夫婦の協力義務(応急措置法)

 

民法応急措置法は読んで字のとおり、敗戦後いわゆる国体が180度変更され、民主憲法が制定されても、その他の法律の改正が間に合わなかったので、その間の基本的応急措置を定めたものです。
先ず夫婦のあり方に関する憲法の条文です。

日本国憲法
昭和21・11・3・公布
  昭和22・5・3・施行
第24条 婚姻は、両性の合意のみに基いて成立し、夫婦が同等の権利を有することを基本として、相互の協力により、維持されなければならない。
2 配偶者の選択、財産権、相続、住居の選定、離婚並びに婚姻及び家族に関するその他の事項に関しては、法律は、個人の尊厳と両性の本質的平等に立脚して、制定されなければならない。
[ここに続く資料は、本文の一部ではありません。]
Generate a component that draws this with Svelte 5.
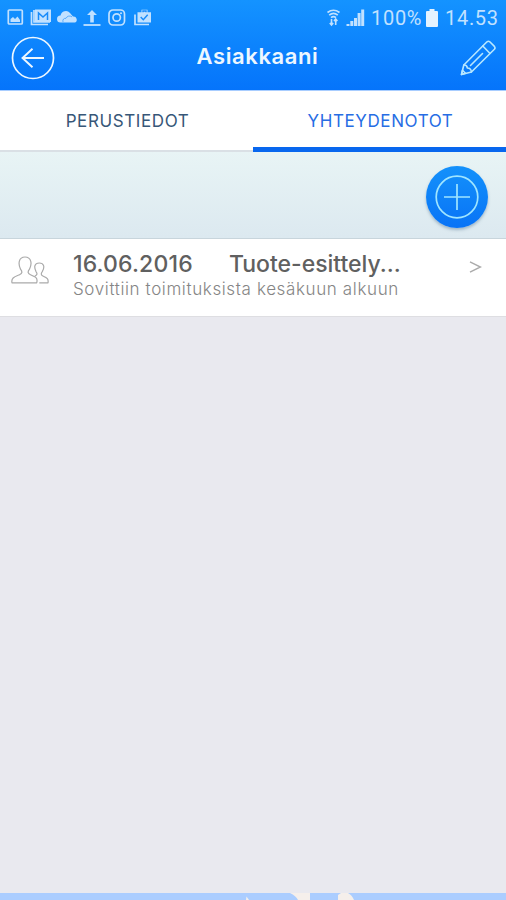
<script>
  const tabs = [
    { label: 'PERUSTIEDOT', active: false },
    { label: 'YHTEYDENOTOT', active: true }
  ];
  const contacts = [
    { date: '16.06.2016', title: 'Tuote-esittely...', note: 'Sovittiin toimituksista kesäkuun alkuun' }
  ];
</script>

<div class="screen">
  <header>
    <div class="status">
      <svg class="notifications" width="152" height="18" viewBox="0 0 152 18" fill="none" stroke="currentColor" stroke-width="1.7">
        <rect x="1.300" y="2" width="14" height="14" rx="1" />
        <path d="M3.500 14V11l2.500-2 2 2 2.500-2.500L13 12v2z" fill="currentColor" stroke="none" />
        <path d="M24.500 4v12.500H41M27 2v12h16" />
        <path d="M28 1.500h16v12.500H28z" fill="currentColor" stroke="none" />
        <path d="M31.500 12V5l4.500 4 4.500-4v7" stroke="#188bfa" stroke-width="1.500" />
        <path d="M53.500 14.500a3.500 3.500 0 0 1 0-7A5.500 5.500 0 0 1 63 5L66 8.500a3.200 3.200 0 0 1 2 6z" fill="currentColor" stroke="none" />
        <path d="M56 14c-.7-2.500 1-4 3-3.700 1-2.300 3.800-3 6-1.500" stroke="#188bfa" stroke-width=".6" />
        <path d="M76.500 17H93.500" stroke-width="1.800" />
        <path d="M85 2l5 5h-3.200v7.500h-3.600V7H80z" fill="currentColor" stroke="none" />
        <rect x="102" y="2" width="15.500" height="15" rx="4" />
        <circle cx="109.700" cy="9.500" r="3.700" />
        <circle cx="114" cy="5.300" r="1" fill="currentColor" stroke="none" />
        <path d="M128 6.500v10h14" />
        <path d="M130.500 4.300h4V1.800h6v2.500H144v10.200h-13.500z" fill="currentColor" stroke="none" />
        <path d="M136 4.300V3h3v1.300M133.700 9l2.600 2.700 4.400-5" stroke="#188bfa" stroke-width="1.400" />
      </svg>
      <div class="system">
        <svg width="40" height="20" viewBox="0 0 40 20" fill="none" stroke="currentColor" stroke-width="1.700">
          <path d="M1.500 4.500q6-4.500 12 0M3.200 7.200q4.300-3.500 8.600 0M5 9.700q2.500-2 5 0" />
          <path d="M5.500 11v6M3.800 15l1.700 2 1.700-2M9.700 17v-6M8 13l1.700-2 1.700 2" stroke-width="1.600" />
          <path d="M20.500 18v-2h3v2zM24.300 18v-5h3v5zM28 18v-8h3v8zM31.600 18V5h3v13zM35.200 18V1.500h3V18z" fill="currentColor" stroke="none" />
        </svg>
        <span class="percent">100%</span>
        <svg class="battery" width="12" height="18" viewBox="0 0 12 18"><path d="M3.500 0h5v2H11q1 0 1 1v14q0 1-1 1H1q-1 0-1-1V3q0-1 1-1h2.500z" fill="currentColor" /></svg>
        <span class="time">14.53</span>
      </div>
    </div>
    <nav>
      <svg width="44" height="44" viewBox="0 0 44 44" fill="none" stroke="#edf7ff" stroke-width="1.700">
        <circle cx="22" cy="22" r="20.500" />
        <path d="M33 22H11.500M21.500 12.800L11.500 22l10 9.200" stroke-width="1.900" />
      </svg>
      <h1>Asiakkaani</h1>
      <svg width="36" height="36" viewBox="0 0 36 36" fill="none" stroke="#b7e7ff" stroke-width="1.600" stroke-linejoin="round" stroke-linecap="round">
        <path d="M1.500 34.500L3.800 25 27 1.800q1.400-1 2.800 0l4.600 4.600q1.200 1.500 0 2.900L11.400 32z" />
        <path d="M3.800 25q3.300-.2 3.500 3 3.800.1 4.100 4M22.800 6l7 7.200M10.500 25.500L22.500 13.500M1.500 34.500l1-4.300 3 3z" />
      </svg>
    </nav>
  </header>

  <div class="tabs">
    {#each tabs as tab}
      <div class="tab" class:active={tab.active}><span>{tab.label}</span></div>
    {/each}
  </div>

  <div class="toolbar">
    <div class="add">
      <svg width="46" height="46" viewBox="0 0 46 46" fill="none" stroke="#9fe5ff" stroke-width="1.700">
        <circle cx="23" cy="23" r="20.800" />
        <path d="M10 23h26M23 10v26" />
      </svg>
    </div>
  </div>

  <main>
    {#each contacts as contact}
      <article>
        <svg class="people" width="38" height="28" viewBox="0 0 38 28" fill="none" stroke="#aaa" stroke-width="1.200" stroke-linejoin="round">
          <path d="M1 26.800C0 22 3 21 8.500 18.700c3-1.200 3-3 1-5.500C7 8 7.500 1 14 1s7.200 7 4.500 12.200c-2 2.500-2 4.300 1 5.500C25 21 27 22 25.700 26.800z" />
          <path d="M28.300 26.800H37c.7-4-1-5-4.700-6.600-2.500-1-2.500-2.700-1-4.600C34 11 33 7 28.300 7c-5 0-5.500 4-3.300 8.600 1.500 2 1.500 3.500-1.200 4.600" />
        </svg>
        <div class="details">
          <div class="headline"><span class="date">{contact.date}</span><span class="title">{contact.title}</span></div>
          <p>{contact.note}</p>
        </div>
        <svg class="chevron" width="13" height="12" viewBox="0 0 13 12" fill="none" stroke="#aaa" stroke-width="1.400"><path d="M1 .8L11.500 6 1 11.200" /></svg>
      </article>
    {/each}
  </main>

  <footer>
    <svg width="506" height="7" viewBox="0 0 506 7" fill="#f5efeb">
      <path d="M246 7l.5-3.500L249 7zM290 0h20v7h-12q-2-4-8-7zM338 7v-5l3-2h7q4 2 6 7z" />
    </svg>
  </footer>
</div>

<style>
  :global(body) { margin: 0; }
  .screen {
    width: 506px;
    height: 900px;
    display: flex;
    flex-direction: column;
    overflow: hidden;
    background: #e9e9ef;
    font-family: Inter, "Liberation Sans", sans-serif;
  }
  svg { display: block; flex: none; }
  header { height: 90px; flex: none; background: linear-gradient(#1493ff, #0574fb); }
  .status {
    height: 36px;
    box-sizing: border-box;
    padding: 8px 8px 0 7px;
    display: flex;
    justify-content: space-between;
    align-items: flex-start;
    color: #c1e1ff;
  }
  .system { display: flex; align-items: flex-start; font: 20px/21px Roboto, sans-serif; }
  .percent { margin-left: 5px; width: 52px; letter-spacing: .7px; white-space: nowrap; }
  .battery { margin-left: 3px; margin-top: 1px; color: #e5f3ff; }
  .time { margin-left: 7px; width: 53px; letter-spacing: .7px; }
  nav { display: flex; justify-content: space-between; padding: 0 10px 0 11px; }
  nav svg:last-child { margin-top: 4px; }
  h1 { margin: 7px 0 0; font-size: 22px; line-height: 26px; font-weight: 600; color: #edf7ff; letter-spacing: .6px; }
  .tabs { display: flex; height: 62px; flex: none; box-sizing: border-box; background: #fff; border-top: 1px solid #a8cdff; }
  .tab {
    width: 50%;
    box-sizing: border-box;
    padding-left: 2px;
    border-bottom: 2px solid #dae0e5;
    text-align: center;
    font-size: 17px;
    line-height: 60px;
    letter-spacing: .6px;
    color: #375778;
  }
  .tab.active { color: #276de4; border-bottom: 5px solid #0867ee; }
  .toolbar {
    height: 87px;
    flex: none;
    box-sizing: border-box;
    padding: 14px 18px 0;
    display: flex;
    justify-content: flex-end;
    background: linear-gradient(#e8f4f5, #dce9f0);
    border-bottom: 1px solid #c8d5dc;
  }
  .add {
    width: 62px;
    height: 62px;
    border-radius: 50%;
    background: linear-gradient(#1491fb, #0873f6);
    display: grid;
    place-items: center;
    box-shadow: 0 2px 3px #63819b80;
  }
  main { flex: 1; }
  article {
    height: 78px;
    box-sizing: border-box;
    background: #fff;
    display: flex;
    align-items: flex-start;
    padding-left: 11px;
    border-bottom: 1px solid #dedee2;
  }
  .people { margin-top: 17px; }
  .details { width: 395px; margin-left: 24px; }
  .headline { display: flex; height: 27px; margin-top: 12px; font-size: 23px; line-height: 27px; font-weight: 500; color: #606060; white-space: nowrap; }
  .date { width: 156px; letter-spacing: .15px; }
  .title { letter-spacing: -.02px; }
  p { margin: 0; font-size: 17px; line-height: 22px; font-weight: 300; color: #858585; letter-spacing: .62px; white-space: nowrap; }
  .chevron { margin-top: 22px; margin-left: 1px; }
  footer { height: 7px; flex: none; background: #abcdff; }
</style>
明治民法では、家庭内で戸主だけが1頭高いところにいて一家を統率しその代わり家族みんなを食わせる義務が決められていたのですが、戦後・日本国憲法制定後は夫婦対等(両性の本質的平等・・措置法第一条)の理念から、戸主に限定せずに双方向の夫婦間の同居協力義務が規定されました。
夫婦間の協力義務が強制されるようになれば、この延長として婚姻中に準ずる離婚後の養育費用分担思想が生まれたものでしょう。
離婚にあたって実際に・・実務上考慮される大きな要素は、財産分与の額を定めるには妻子が離婚後もちゃんと生活して行ける配慮がされているかが大きな争点です。
と言う事は、養育料と言い婚姻費用分担と使い分けても、その内容実質は離婚後の妻子の生活保障にあったことに帰し、似たような機能を有していたことになります。
以下応急措置法の条文です。
基本的人権の尊重・・民主憲法への変更が民法に及ぼした効果をみると、そのほとんど全部が男女のあり方に関するものであったことがこの条文で分るでしょう。
この結果民法の中で、親族相続編(第4編第5編)だけが全面改正されたのです。

  日本国憲法の施行に伴う民法の応急的措置に関する法律(昭和22年法律第74号)

第一条 この法律は、日本国憲法の施行に伴い、民法について、個人の尊厳と両性の本質的平等に立脚する応急的措置を講ずることを目的とする。
第二条 妻又は母であることに基いて法律上の能力その他を制限する規定は、これを適用しない。
第三条 戸主、家族その他家に関する規定は、これを適用しない。
第四条 成年者の婚姻、離婚、養子縁組及び離縁については、父母の同意を要しない。
第五条 夫婦は、その協議で定める場所に同居するものとする。
2 夫婦の財産関係に関する規定で両性の本質的平等に反するものは、これを適用しない。
3 配偶者の一方に著しい不貞の行為があつたときは、他の一方は、これを原因として離婚の訴を提起することができる。
第六条 親権は、父母が共同してこれを行う。
2 父母が離婚するとき、又は父が子を認知するときは、親権を行う者は、父母の協議でこれを定めなければならない。協議が調わないとき、又は協議することができないときは、裁判所が、これを定める。
3 裁判所は、子の利益のために、親権者を変更することができる。
第七条 家督相続に関する規定は、これを適用しない。
2 相続については、第八条及び第九条の規定によるの外、遺産相続に関する規定に従う。
第十条 この法律の規定に反する他の法律の規定は、これを適用しない。
附 則
1 この法律は、日本国憲法施行の日から、これを施行する。
2 この法律は、昭和二十三年一月一日から、その効力を失う。